EXERCISE TASK: Copy the lines below as they are; omit the images they contain.

DATA SHOWN:
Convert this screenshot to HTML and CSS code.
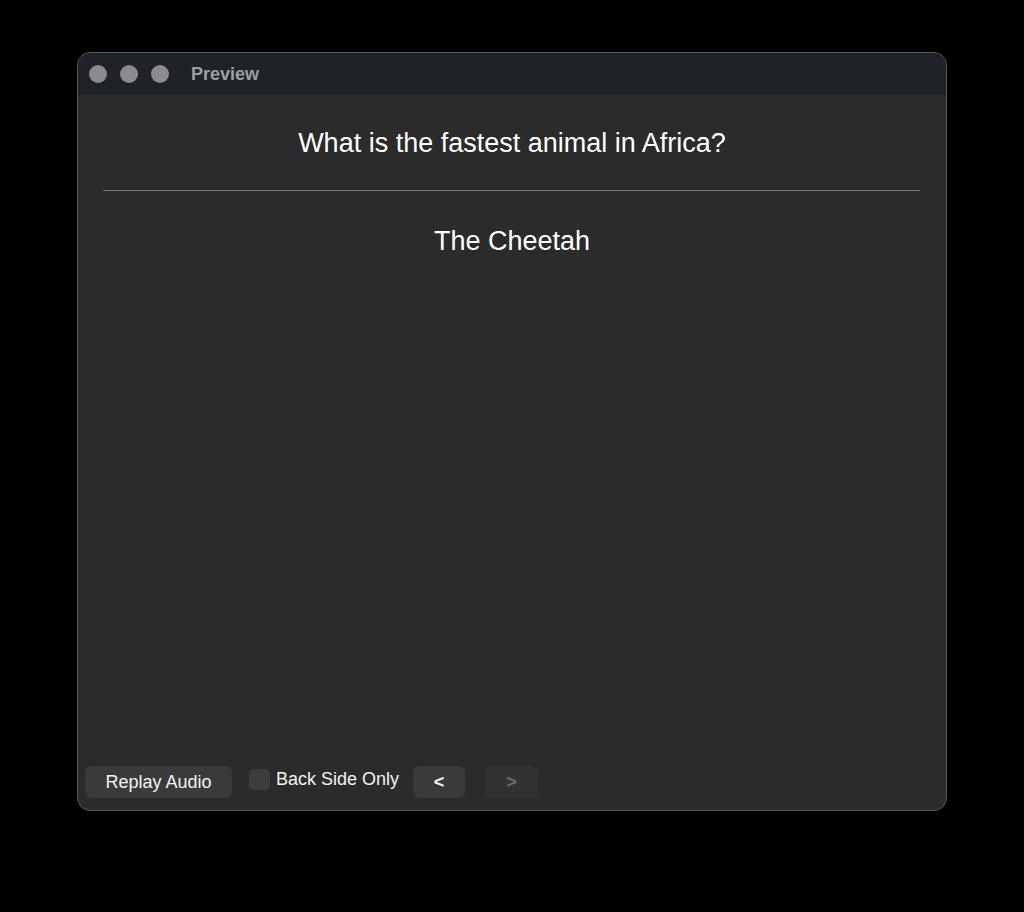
FILE: index.html
```html
<!DOCTYPE html>
<html lang="en">
<head>
    <meta charset="utf-8">
    <meta name="viewport" content="width=device-width, initial-scale=1">
    <title>Preview</title>

    <link rel="stylesheet" href="styles.css">
</head>
<body>

<div class="window">
    <div class="titlebar">
        <span class="light"></span>
        <span class="light"></span>
        <span class="light"></span>
        <span class="title">Preview</span>
    </div>

    <div class="card">
        <div class="question">What is the fastest animal in Africa?</div>
        <hr>
        <div class="answer">The Cheetah</div>
    </div>

    <div class="controls">
        <button class="btn replay">Replay Audio</button>
        <label class="check">
            <span class="box"></span>
            Back Side Only
        </label>
        <button class="btn nav">&lt;</button>
        <button class="btn nav" disabled>&gt;</button>
    </div>
</div>

</body>
</html>
```

FILE: styles.css
```css
body {
    margin: 0;
    background-color: #000;
    font-family: "Liberation Sans", Arial, sans-serif;
}
.window {
    display: flex;
    flex-direction: column;
    box-sizing: border-box;
    width: 870px;
    height: 759px;
    margin: 52px 0 0 77px;
    background-color: #2b2b2b;
    border: 1px solid #5a5a5a;
    border-radius: 13px;
    overflow: hidden;
}
.titlebar {
    display: flex;
    align-items: center;
    height: 42px;
    padding-left: 11px;
    background-color: #1f2226;
}
.light {
    width: 18px;
    height: 18px;
    margin-right: 13px;
    border-radius: 50%;
    background-color: #8b8b8b;
}
.title {
    margin-left: 9px;
    color: #9b9fa4;
    font-size: 18px;
    font-weight: 700;
}
.card {
    flex: 1;
    color: #fff;
    font-size: 27px;
    text-align: center;
}
.question {
    padding-top: 33px;
    line-height: 31px;
}
hr {
    margin: 31px 26px 0 25px;
    border: 0;
    border-top: 1px solid #777;
}
.answer {
    padding-top: 35px;
    line-height: 31px;
}
.controls {
    display: flex;
    align-items: center;
    padding: 0 0 12px 7px;
}
.btn {
    height: 32px;
    border: unset;
    border-radius: 6px;
    background-color: #3a3a3a;
    color: #f2f2f2;
    font-family: inherit;
    font-size: 18px;
}
.replay {
    width: 147px;
}
.nav {
    width: 52px;
    margin-left: 14px;
    font-weight: 700;
}
.nav + .nav {
    width: 53px;
    margin-left: 20px;
}
.btn:disabled {
    background-color: #323232;
    color: #6a6a6a;
}
.check {
    display: flex;
    align-items: center;
    gap: 6px;
    margin: 0 0 5px 17px;
    color: #f2f2f2;
    font-size: 18px;
}
.box {
    width: 21px;
    height: 21px;
    border-radius: 5px;
    background-color: #3d3d3d;
}
```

TASK SOLUTION:
Convert this screenshot to HTML and CSS code.
FILE: index.html
```html
<!DOCTYPE html>
<html lang="en">
<head>
    <meta charset="utf-8">
    <meta name="viewport" content="width=device-width, initial-scale=1">
    <title>Preview</title>

    <link rel="stylesheet" href="styles.css">
</head>
<body>

<div class="window">
    <div class="titlebar">
        <span class="light"></span>
        <span class="light"></span>
        <span class="light"></span>
        <span class="title">Preview</span>
    </div>

    <div class="card">
        <div class="question">What is the fastest animal in Africa?</div>
        <hr>
        <div class="answer">The Cheetah</div>
    </div>

    <div class="controls">
        <button class="btn replay">Replay Audio</button>
        <label class="check">
            <span class="box"></span>
            Back Side Only
        </label>
        <button class="btn nav">&lt;</button>
        <button class="btn nav" disabled>&gt;</button>
    </div>
</div>

</body>
</html>
```

FILE: styles.css
```css
body {
    margin: 0;
    background-color: #000;
    font-family: "Liberation Sans", Arial, sans-serif;
}
.window {
    display: flex;
    flex-direction: column;
    box-sizing: border-box;
    width: 870px;
    height: 759px;
    margin: 52px 0 0 77px;
    background-color: #2b2b2b;
    border: 1px solid #5a5a5a;
    border-radius: 13px;
    overflow: hidden;
}
.titlebar {
    display: flex;
    align-items: center;
    height: 42px;
    padding-left: 11px;
    background-color: #1f2226;
}
.light {
    width: 18px;
    height: 18px;
    margin-right: 13px;
    border-radius: 50%;
    background-color: #8b8b8b;
}
.title {
    margin-left: 9px;
    color: #9b9fa4;
    font-size: 18px;
    font-weight: 700;
}
.card {
    flex: 1;
    color: #fff;
    font-size: 27px;
    text-align: center;
}
.question {
    padding-top: 33px;
    line-height: 31px;
}
hr {
    margin: 31px 26px 0 25px;
    border: 0;
    border-top: 1px solid #777;
}
.answer {
    padding-top: 35px;
    line-height: 31px;
}
.controls {
    display: flex;
    align-items: center;
    padding: 0 0 12px 7px;
}
.btn {
    height: 32px;
    border: unset;
    border-radius: 6px;
    background-color: #3a3a3a;
    color: #f2f2f2;
    font-family: inherit;
    font-size: 18px;
}
.replay {
    width: 147px;
}
.nav {
    width: 52px;
    margin-left: 14px;
    font-weight: 700;
}
.nav + .nav {
    width: 53px;
    margin-left: 20px;
}
.btn:disabled {
    background-color: #323232;
    color: #6a6a6a;
}
.check {
    display: flex;
    align-items: center;
    gap: 6px;
    margin: 0 0 5px 17px;
    color: #f2f2f2;
    font-size: 18px;
}
.box {
    width: 21px;
    height: 21px;
    border-radius: 5px;
    background-color: #3d3d3d;
}
```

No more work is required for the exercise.